> [What you have to do] Using the listing below, report all lines holding the word "React".

> [Supplied information]
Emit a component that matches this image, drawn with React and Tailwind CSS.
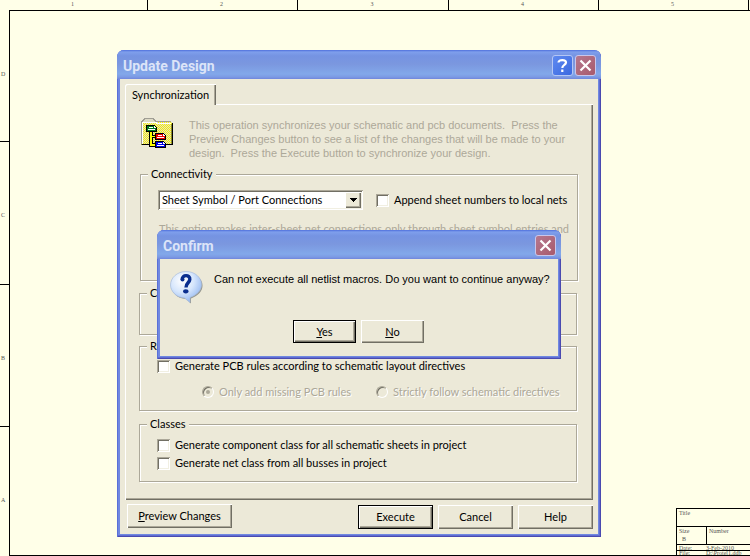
import React from "react";

const COLUMNS = ["1", "2", "3", "4", "5"];

function SheetBackground() {
  return (
    <div className="flex h-screen flex-col overflow-hidden bg-[#ffffe8] font-['Liberation_Serif',serif] text-[6px] leading-[8px] text-[#555]">
      <div className="grid h-[10px] shrink-0 grid-cols-[148px_150px_151px_150px_150px] overflow-hidden">
        {COLUMNS.map((c) => (
          <span key={c} className="border-r border-black pr-0.5 text-center">
            {c}
          </span>
        ))}
      </div>
      <div className="flex grow">
        <div className="grid w-[9px] shrink-0 grid-rows-[132px_143px_142px_1fr] text-center">
          <span className="flex items-center border-b border-black pb-1 pl-px">D</span>
          <span className="flex items-center border-b border-black pt-1 pl-px">C</span>
          <span className="flex items-center border-b border-black pt-1 pl-px">B</span>
          <span className="flex items-center pt-4 pl-px">A</span>
        </div>
        <div className="flex grow items-end justify-end border-t border-b border-l border-black">
          <div className="w-[74px] border-t border-l border-black">
            <div className="h-[17px] pl-0.5">Title</div>
            <div className="flex h-[19px] border-y border-black">
              <div className="w-[30px] border-r border-black pl-0.5">
                <div>Size</div>
                <div className="pl-[3px]">B</div>
              </div>
              <div className="pl-0.5">Number</div>
            </div>
            <div className="flex h-[6px] items-center overflow-hidden border-b border-black pl-0.5">
              <span className="w-[27px]">Date:</span>
              <span>3-Feb-2010</span>
            </div>
            <div className="flex h-1 items-center overflow-hidden pl-0.5">
              <span className="w-[27px]">File:</span>
              <span>D:\Protel1.ddb</span>
            </div>
          </div>
        </div>
      </div>
    </div>
  );
}

function TitleBar({ title, help }) {
  return (
    <div className="flex h-[29px] items-center gap-[2px] bg-[linear-gradient(to_bottom,#4f70dc_0px,#7f9fec_2px,#7593e2_6px,#7b97df_14px,#82a8ea_24px,#7c9ae4_27px,#6f86dc_29px)] pr-[5px] pl-[6px]">
      <h2 className="grow pt-[3px] font-[Roboto,sans-serif] text-[14px] leading-[16px] font-bold text-[#dce4f8]">
        {title}
      </h2>
      {help && (
        <button
          aria-label="Help"
          className="mt-px flex size-[21px] items-center justify-center rounded-[3px] border border-[#b4c6f5] bg-linear-to-br from-[#5f8af0] to-[#3b68e0]"
        >
          <svg width="13" height="15" viewBox="0 0 13 15" fill="none" stroke="white" strokeWidth="2.2">
            <path d="M2.5 4.5C2.5 1.2 10 1.2 10 4.6C10 7 6.3 6.8 6.3 10" />
            <path d="M6.3 11.6V14" />
          </svg>
        </button>
      )}
      <button
        aria-label="Close"
        className="mt-px flex size-[21px] items-center justify-center rounded-[3px] border border-[#c9c6ea] bg-linear-to-br from-[#b5788f] to-[#a85a6c]"
      >
        <svg width="13" height="13" viewBox="0 0 13 13" stroke="white" strokeWidth="2.2">
          <path d="M1.5 1.5L11.5 11.5M11.5 1.5L1.5 11.5" />
        </svg>
      </button>
    </div>
  );
}

function PushButton({ children, isDefault, className }) {
  return (
    <button
      className={`flex items-center justify-center bg-[#ece9d8] ${
        isDefault
          ? "border border-black shadow-[inset_1px_1px_0_white,inset_-1px_-1px_0_#716f64,inset_-2px_-2px_0_#aca899]"
          : "shadow-[inset_1px_1px_0_white,inset_-1px_-1px_0_#716f64,inset_-2px_-2px_0_#aca899]"
      } ${className}`}
    >
      {children}
    </button>
  );
}

function CheckBox({ label, className = "" }) {
  return (
    <label className={`flex items-center gap-[5px] ${className}`}>
      <input
        type="checkbox"
        className="size-[13px] shrink-0 appearance-none bg-white shadow-[inset_1px_1px_0_#aca899,inset_-1px_-1px_0_white,inset_2px_2px_0_#716f64,inset_-2px_-2px_0_#f1efe2]"
      />
      <span>{label}</span>
    </label>
  );
}

function Radio({ label, checked, className = "" }) {
  return (
    <label className={`flex items-center gap-[5px] text-[#aca899] [text-shadow:1px_1px_0_white] ${className}`}>
      <span className="grid size-3 shrink-0 place-items-center">
        <input
          type="radio"
          name="rules"
          disabled
          defaultChecked={checked}
          className="peer col-start-1 row-start-1 size-3 appearance-none rounded-full border border-t-[#aca899] border-r-white border-b-white border-l-[#aca899] shadow-[inset_1px_1px_0_#716f64]"
        />
        <span className="col-start-1 row-start-1 hidden size-1 rounded-full bg-[#aca899] peer-checked:block" />
      </span>
      <span>{label}</span>
    </label>
  );
}

function Group({ legend, className, children }) {
  return (
    <fieldset
      className={`border border-[#aca899] shadow-[1px_1px_0_white,inset_1px_1px_0_white] ${className}`}
    >
      <legend className="ml-[7px] bg-[#ece9d8] px-[3px] leading-[14px]">{legend}</legend>
      {children}
    </fieldset>
  );
}

function SyncIcon() {
  return (
    <svg className="shrink-0" width="33" height="31" viewBox="0 0 33 31" shapeRendering="crispEdges">
      <defs>
        <pattern id="dither" width="2" height="2" patternUnits="userSpaceOnUse">
          <rect width="2" height="2" fill="#fbf400" />
          <rect width="1" height="1" fill="#dedbd0" />
          <rect x="1" y="1" width="1" height="1" fill="#dedbd0" />
        </pattern>
      </defs>
      <path d="M1 4H31V27H1Z" fill="url(#dither)" />
      <path d="M2 4L4 1H13L16 4Z" fill="#dedbc6" />
      <path d="M0.5 26V3.500H1.500V2.500H2.500V1.500H3.500V0.500H12.500V1.500H13.500V2.500H14.500V3.500H30" fill="none" stroke="#a09e94" />
      <path d="M1.500 26V4.500H15.500V5.500H30" fill="none" stroke="#ffffff" />
      <path d="M30 6H31V26H1V27H0V26H30Z" fill="#8a8a30" />
      <path d="M31 5H32V27H1V26H31Z" fill="#000000" />
      <path d="M8 13H12V17H15V20H12V25H15V29H8Z" fill="#000" />
      <path d="M9 13H11V18H15V19H11V26H15V28H9Z" fill="#ffff00" />
      <path d="M5 7H14V8H15V9H16V14H5Z" fill="#000" />
      <path d="M6 8H13V10H15V13H6Z" fill="#007a1c" />
      <path d="M8 9H12V10H8ZM7 11H14V12H7ZM13 8H14V9H15V10H13Z" fill="#fff" />
      <path d="M14 15H23V16H24V17H25V22H14Z" fill="#000" />
      <path d="M15 16H22V18H24V21H15Z" fill="#f00000" />
      <path d="M17 17H21V18H17ZM16 19H23V20H16ZM22 16H23V17H24V18H22Z" fill="#fff" />
      <path d="M14 23H23V24H24V25H25V30H14Z" fill="#000" />
      <path d="M15 24H22V26H24V29H15Z" fill="#0000e8" />
      <path d="M17 25H21V26H17ZM16 27H23V28H16ZM22 24H23V25H24V26H22Z" fill="#fff" />
    </svg>
  );
}

function QuestionIcon() {
  return (
    <svg className="shrink-0" width="34" height="34" viewBox="0 0 34 34">
      <defs>
        <radialGradient id="bubble" cx="0.38" cy="0.3" r="0.75">
          <stop offset="0" stopColor="#ffffff" />
          <stop offset="0.5" stopColor="#d6e6fc" />
          <stop offset="1" stopColor="#8fb4f0" />
        </radialGradient>
      </defs>
      <path d="M17 2C26 2 32.500 8 32.500 14.500C32.500 20 28.500 24.500 21 27.500V32.500L16 28C7 27.500 1.500 21.500 1.500 15C1.500 8 8 2 17 2Z" fill="#85857c" opacity="0.85" />
      <path d="M16 0.500C25 0.500 31.500 6.500 31.500 13.500C31.500 19.500 27 24 20 26.500V31.500L14.500 27C6.500 26.500 0.500 20.500 0.500 14C0.500 7 7 0.500 16 0.500Z" fill="url(#bubble)" stroke="#a9bddd" strokeWidth="0.7" />
      <path d="M12.300 8.500C11.500 3.500 20.500 3.300 19.800 8.500C19.500 12 16 11.800 16 16.500" fill="none" stroke="#0b2f8f" strokeWidth="3.4" />
      <circle cx="12.500" cy="8.500" r="2" fill="#0b2f8f" />
      <ellipse cx="15.800" cy="20.300" rx="2.700" ry="2.100" fill="#0b2f8f" />
    </svg>
  );
}

function UpdateDesign() {
  return (
    <section
      aria-label="Update Design"
      className="absolute top-[50px] left-[117px] h-[487px] w-[484px] overflow-hidden rounded-t-[7px] bg-[#7088e0] shadow-[inset_1px_0_0_#5a70d8,inset_-1px_-1px_0_#4a4ab0,inset_-2px_-2px_0_#5f6cd2]"
    >
      <TitleBar title="Update Design" help />
      <div className="mx-[3px] h-[455px] bg-[#ece9d8] px-[5px] pt-[5px]">
        <div role="tablist" className="flex">
          <button
            role="tab"
            aria-selected="true"
            className="relative z-10 -mb-px h-[21px] w-[91px] rounded-tl-[2px] bg-[#ece9d8] shadow-[inset_1px_1px_0_white,inset_-1px_0_0_#716f64,inset_-2px_0_0_#aca899]"
          >
            Synchronization
          </button>
        </div>
        <div
          role="tabpanel"
          className="h-[396px] px-[14px] pt-[14px] shadow-[inset_1px_1px_0_white,inset_-1px_-1px_0_#716f64,inset_-2px_-2px_0_#aca899]"
        >
          <div className="flex gap-[15px] pl-[2px]">
            <SyncIcon />
            <p className="font-['Liberation_Sans',Arial,sans-serif] text-[11px] leading-[14px] whitespace-pre text-[#aca899]">
              {"This operation synchronizes your schematic and pcb documents.  Press the\nPreview Changes button to see a list of the changes that will be made to your\ndesign.  Press the Execute button to synchronize your design."}
            </p>
          </div>
          <Group legend="Connectivity" className="mt-[7px] mr-px ml-px h-[114px]">
            <div className="flex items-center pt-[9px] pl-[17px]">
              <div className="grid">
                <select
                  aria-label="Connectivity"
                  className="col-start-1 row-start-1 h-[20px] w-[205px] appearance-none bg-white pl-1 shadow-[inset_1px_1px_0_#aca899,inset_-1px_-1px_0_white,inset_2px_2px_0_#716f64,inset_-2px_-2px_0_#f1efe2]"
                >
                  <option>Sheet Symbol / Port Connections</option>
                </select>
                <span className="pointer-events-none col-start-1 row-start-1 mr-[2px] flex h-4 w-4 items-center justify-center self-center justify-self-end bg-[#ece9d8] shadow-[inset_1px_1px_0_white,inset_-1px_-1px_0_#716f64,inset_-2px_-2px_0_#aca899]">
                  <svg width="7" height="4" viewBox="0 0 7 4" shapeRendering="crispEdges">
                    <path d="M0 0H7L3.500 4Z" />
                  </svg>
                </span>
              </div>
              <CheckBox label="Append sheet numbers to local nets" className="ml-[13px]" />
            </div>
            <p className="pt-[12px] pl-[18px] leading-[14px] whitespace-nowrap text-[#aca899]">
              This option makes inter-sheet net connections only through sheet symbol entries and
            </p>
          </Group>
          <Group legend="Connectivity" className="mt-[5px] mr-[2px] h-[49px]" />
          <Group legend="Rules" className="mt-[4px] mr-[2px] h-[72px]">
            <CheckBox label="Generate PCB rules according to schematic layout directives" className="mt-[6px] ml-[17px] h-[14px]" />
            <div className="mt-[12px] flex h-[14px] items-center">
              <Radio label="Only add missing PCB rules" checked className="ml-[62px] w-[174px]" />
              <Radio label="Strictly follow schematic directives" />
            </div>
          </Group>
          <Group legend="Classes" className="mt-[6px] mr-[2px] h-[65px]">
            <CheckBox label="Generate component class for all schematic sheets in project" className="mt-[7px] ml-[17px] h-[14px]" />
            <CheckBox label="Generate net class from all busses in project" className="mt-[4px] ml-[17px] h-[14px]" />
          </Group>
        </div>
        <div className="flex gap-[5px] pt-[5px] pl-[2px]">
          <PushButton className="-mt-px mr-auto h-[24px] w-[105px]">
            <span><u>P</u>review Changes</span>
          </PushButton>
          <PushButton isDefault className="h-[24px] w-[75px]">Execute</PushButton>
          <PushButton className="h-[24px] w-[75px]">Cancel</PushButton>
          <PushButton className="h-[24px] w-[75px]">Help</PushButton>
        </div>
      </div>
    </section>
  );
}

function ConfirmDialog() {
  return (
    <section
      role="dialog"
      aria-label="Confirm"
      className="absolute top-[230px] left-[157px] h-[129px] w-[404px] overflow-hidden rounded-t-[7px] bg-[#7088e0] shadow-[inset_1px_0_0_#5a70d8,inset_-1px_-1px_0_#4a4ab0,inset_-2px_-2px_0_#5f6cd2]"
    >
      <TitleBar title="Confirm" />
      <div className="mx-[3px] h-[97px] bg-[#ece9d8] pt-[12px]">
        <div className="flex gap-[10px] pl-[10px]">
          <QuestionIcon />
          <p className="pt-px font-['Liberation_Sans',Arial,sans-serif] text-[11px] leading-[14px] whitespace-nowrap">
            Can not execute all netlist macros. Do you want to continue anyway?
          </p>
        </div>
        <div className="mt-[15px] flex gap-[5px] pl-[133px]">
          <PushButton isDefault className="h-[23px] w-[63px]">
            <span><u>Y</u>es</span>
          </PushButton>
          <PushButton className="h-[23px] w-[63px]">
            <span><u>N</u>o</span>
          </PushButton>
        </div>
      </div>
    </section>
  );
}

export default function App() {
  return (
    <main className="relative h-screen overflow-hidden font-[Lato,'Liberation_Sans',sans-serif] text-[11px] leading-[14px] text-black">
      <SheetBackground />
      <UpdateDesign />
      <ConfirmDialog />
    </main>
  );
}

> [Written response]
Emit a component that matches this image, drawn with React and Tailwind CSS.
import React from "react";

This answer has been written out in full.